Frischer Blick auf die Migrationsgesellschaft

Mainettis zweiter Film „Freaks Out“ – der in Deutschland auch nicht ins Kino kam – landete 2021 sogar im Wettbewerb der Filmfestspiele von Venedig, wo die Mischung aus ­Zweiter-Weltkrieg-Geschichte und Fantasy aber wenig Beachtung fand – obwohl Mainetti auch hier Wege ersann, die üblichen Klischees über das faschistische Italien mit einer gewissen Comic­sensibilität auszuhebeln und von Außenseitertum zu erzählen.

„Kung Fu in Rome“ ist im Vergleich zu den beiden Vorgängerfilmen Mainettis bislang konventionellster Film. Die deutsche Synchronisation, die dem Gangsterboss Annibale endlos „Cazzo!“ in den Mund legt, lässt die Dialoge erst recht abgedroschen erscheinen.

Aber was Mainetti erneut gelingt, ist die Verbindung aus Filmplot und sehr realem Schauplatz. Hier ist es das multikulturelle römische Viertel ­Esquilino, durch das er seinen Helden Marcello mit großer Offenheit für die verschiedensten ethnischen Communitys schreiten lässt.

Ähnlich wie im deutschen Kino kommt auch im italienischen die Migrationsgesellschaft sonst nur in Krimis oder in Problemfilmen vor. Mainetti lässt sie in seiner sinoitalienischen Kultur­clashgeschichte einen betont friedlichen Hintergrund bilden.
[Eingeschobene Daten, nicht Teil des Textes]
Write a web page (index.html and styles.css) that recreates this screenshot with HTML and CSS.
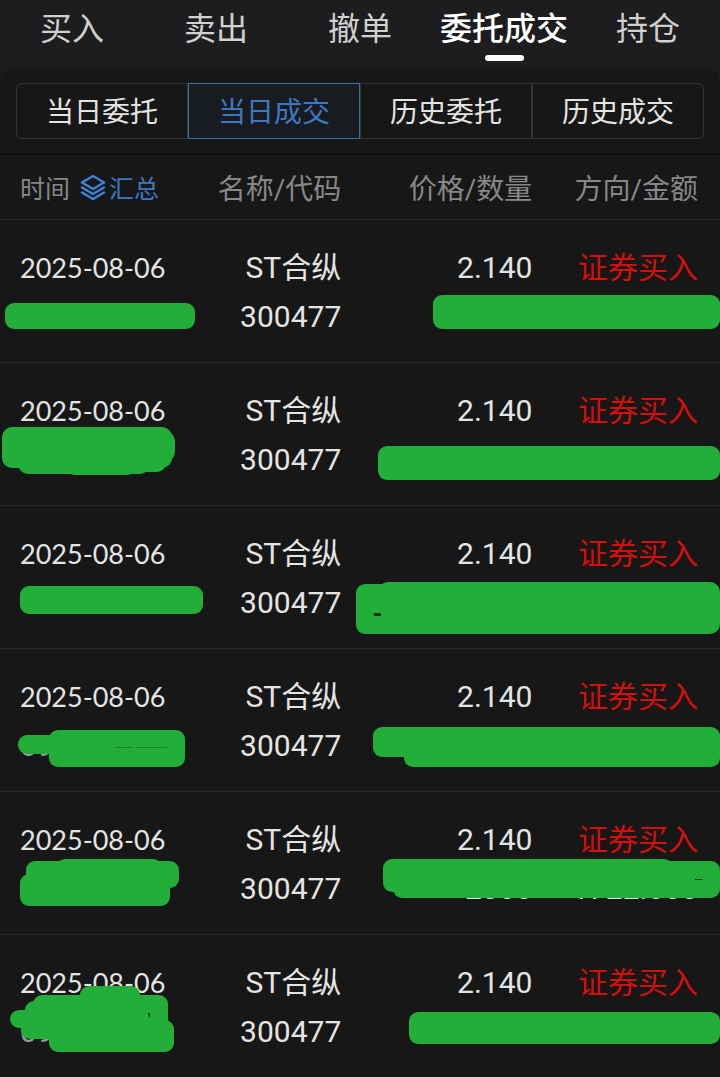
FILE: index.html
```html
<!DOCTYPE html>
<html lang="zh-CN">
<head>
<meta charset="utf-8">
<meta name="viewport" content="width=device-width, initial-scale=1">
<title>委托成交</title>
<link rel="stylesheet" href="styles.css">
</head>
<body>
<nav class="tabs">
  <a class="tab" href="#">买入</a>
  <a class="tab" href="#">卖出</a>
  <a class="tab" href="#">撤单</a>
  <a class="tab tab-active" href="#" aria-current="page">委托成交</a>
  <a class="tab" href="#">持仓</a>
</nav>
<main class="panel">
  <div class="segments">
    <button class="segment" type="button">当日委托</button>
    <button class="segment segment-active" type="button">当日成交</button>
    <button class="segment" type="button">历史委托</button>
    <button class="segment" type="button">历史成交</button>
  </div>
  <table class="deals">
    <thead>
      <tr>
        <th class="col-time"><div class="time-head"><span>时间</span><button class="summary" type="button"><svg class="layers" viewBox="0 0 26 26" aria-hidden="true"><path d="M13 2 24 8.500 13 15 2 8.500ZM2 13.500 13 20 24 13.500M2 18.500 13 25 24 18.500"/></svg>汇总</button></div></th>
        <th class="col-name">名称/代码</th>
        <th class="col-price">价格/数量</th>
        <th class="col-side">方向/金额</th>
      </tr>
    </thead>
    <tbody>
      <tr>
        <td class="date">2025-08-06<svg class="mask mask-left" width="220" height="143" aria-hidden="true"><rect x="5" y="83" width="190" height="26" rx="9"/></svg></td>
        <td>ST合纵<br>300477</td>
        <td>2.140</td>
        <td class="side">证券买入<svg class="mask mask-right" width="380" height="143" aria-hidden="true"><rect x="93" y="75" width="287" height="34" rx="9"/></svg></td>
      </tr>
      <tr>
        <td class="date">2025-08-06<svg class="mask mask-left" width="220" height="143" aria-hidden="true"><rect x="2" y="64" width="170" height="41" rx="10"/><rect x="140" y="67" width="35" height="33" rx="12"/><rect x="18" y="80" width="132" height="31" rx="10"/><rect x="62" y="84" width="78" height="28" rx="14"/><rect x="120" y="80" width="46" height="29" rx="9"/></svg></td>
        <td>ST合纵<br>300477</td>
        <td>2.140</td>
        <td class="side">证券买入<svg class="mask mask-right" width="380" height="143" aria-hidden="true"><rect x="38" y="83" width="342" height="34" rx="9"/></svg></td>
      </tr>
      <tr>
        <td class="date">2025-08-06<svg class="mask mask-left" width="220" height="143" aria-hidden="true"><rect x="20" y="80" width="183" height="28" rx="9"/></svg></td>
        <td>ST合纵<br>300477</td>
        <td>2.140</td>
        <td class="side">证券买入<svg class="mask mask-right" width="380" height="143" aria-hidden="true"><rect x="16" y="78" width="80" height="50" rx="9"/><rect x="38" y="76" width="342" height="52" rx="10"/><path class="gap" d="M34 107h7v3h-7z"/></svg></td>
      </tr>
      <tr>
        <td class="date">2025-08-06<br><span class="clock">09</span><svg class="mask mask-left" width="220" height="143" aria-hidden="true"><rect x="18" y="86" width="60" height="19" rx="9"/><rect x="49" y="81" width="136" height="37" rx="9"/><path class="hairline" d="M115 98.500h18M136 98.500h31"/></svg></td>
        <td>ST合纵<br>300477</td>
        <td>2.140</td>
        <td class="side">证券买入<svg class="mask mask-right" width="380" height="143" aria-hidden="true"><rect x="33" y="78" width="80" height="30" rx="9"/><rect x="64" y="78" width="316" height="40" rx="9"/></svg></td>
      </tr>
      <tr>
        <td class="date">2025-08-06<svg class="mask mask-left" width="220" height="143" aria-hidden="true"><rect x="26" y="69" width="153" height="27" rx="9"/><rect x="56" y="67" width="106" height="30" rx="9"/><rect x="20" y="82" width="150" height="32" rx="9"/><rect x="26" y="72" width="144" height="35" rx="9"/></svg></td>
        <td>ST合纵<br>300477</td>
        <td>2.140<br>2800</td>
        <td class="side">证券买入<br><span class="amount">1722.000</span><svg class="mask mask-right" width="380" height="143" aria-hidden="true"><rect x="43" y="67" width="290" height="33" rx="9"/><rect x="53" y="69" width="327" height="37" rx="9"/><path class="gap" d="M355 87h7v1h-7z"/></svg></td>
      </tr>
      <tr>
        <td class="date">2025-08-06<br><span class="clock">09</span><svg class="mask mask-left" width="220" height="143" aria-hidden="true"><rect x="10" y="75" width="50" height="18" rx="9"/><rect x="25" y="66" width="60" height="30" rx="9"/><rect x="21" y="74" width="80" height="30" rx="9"/><rect x="33" y="60" width="135" height="40" rx="9"/><rect x="80" y="51" width="60" height="30" rx="9"/><rect x="49" y="85" width="125" height="32" rx="9"/><path class="gap" d="M148 78h2v4h-1z"/></svg></td>
        <td>ST合纵<br>300477</td>
        <td>2.140</td>
        <td class="side">证券买入<svg class="mask mask-right" width="380" height="143" aria-hidden="true"><rect x="69" y="77" width="311" height="32" rx="9"/></svg></td>
      </tr>
    </tbody>
  </table>
</main>
</body>
</html>
```

FILE: styles.css
```css
* {
  box-sizing: border-box;
}

body {
  margin: 0;
  background: #1d1d1f;
  color: #e4e4e4;
  font-family: Roboto, "Noto Sans CJK SC", sans-serif;
  font-size: 30px;
}

button {
  margin: 0;
  padding: 0;
  border: 0;
  background: none;
  color: inherit;
  font: inherit;
}

.tabs {
  display: grid;
  grid-template-columns: repeat(5, 1fr);
}

.tab {
  display: flex;
  flex-direction: column;
  align-items: center;
  height: 67px;
  padding-top: 5px;
  color: #d0d0d0;
  font-size: 32px;
  line-height: 48px;
  text-decoration: none;
  white-space: nowrap;
}

.tab-active {
  color: #fff;
  font-weight: 500;
}

.tab-active::after {
  content: "";
  width: 39px;
  height: 6px;
  margin-top: 2px;
  border-radius: 3px;
  background: #fff;
}

.panel {
  padding-top: 16px;
  border-radius: 16px 16px 0 0;
  background: #171717;
}

.segments {
  display: grid;
  grid-template-columns: repeat(4, 1fr);
  margin: 0 16px 15px;
}

.segment {
  height: 56px;
  padding-bottom: 2px;
  border: 1px solid #353535;
  font-size: 28px;
}

.segment:first-child {
  border-radius: 6px 0 0 6px;
}

.segment:last-child {
  border-radius: 0 6px 6px 0;
}

.segment-active {
  border-color: #3d6ea8;
  background: #181c21;
  color: #3d79c2;
}

.deals {
  width: 100%;
  border-top: 1px solid #090909;
  border-collapse: separate;
  border-spacing: 0;
  table-layout: fixed;
}

.deals th {
  height: 65px;
  padding: 0 22px 0 0;
  border-bottom: 1px solid #292929;
  color: #87878a;
  font-size: 28px;
  font-weight: 400;
  text-align: right;
  white-space: nowrap;
}

.deals .col-time {
  width: 27%;
  padding: 0 0 0 20px;
  font-size: 25px;
}

.deals .col-name {
  padding-right: 0;
}

.col-name {
  width: 20.4%;
}

.col-price {
  width: 29.6%;
}

.col-side {
  width: 23%;
}

.time-head,
.summary {
  display: flex;
  align-items: center;
}

.summary {
  margin-left: 10px;
  gap: 3px;
  color: #3d79c2;
}

.layers {
  width: 26px;
  height: 26px;
  fill: none;
  stroke: #3f82d6;
  stroke-width: 2.5;
  stroke-linejoin: round;
  stroke-linecap: round;
}

.deals td {
  height: 143px;
  padding: 23px 22px 21px 0;
  border-bottom: 1px solid #292929;
  line-height: 49px;
  text-align: right;
  vertical-align: top;
  white-space: nowrap;
}

.deals td:nth-child(2) {
  padding-right: 0;
}

.deals .date {
  position: relative;
  padding-left: 20px;
  font-family: Lato, sans-serif;
  font-size: 27px;
  text-align: left;
}

.clock {
  color: #98989a;
  font-family: Roboto, sans-serif;
  font-size: 30px;
}

.deals .side {
  position: relative;
  color: #d40f0c;
}

.deals .amount {
  color: #e4e4e4;
}

.mask {
  position: absolute;
  top: 0;
  fill: #23ad39;
}

.mask-left {
  left: 0;
}

.mask-right {
  right: 0;
}

.gap {
  fill: #103517;
}

.hairline {
  stroke: #1b7e2b;
}
```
Als Marcello an der Seite von ­Annibale einmal eine Wohnung ausspäht und eine Frau im Tschador mit ihrem kleinen Kind vorbeigeht, kommentiert dieser: „So weit ist es schon mit uns gekommen, jetzt halten die uns für Diebe!“ Später kocht Marcello Nudeln mit Teebaumöl – das ist italienische Toleranz am Limit.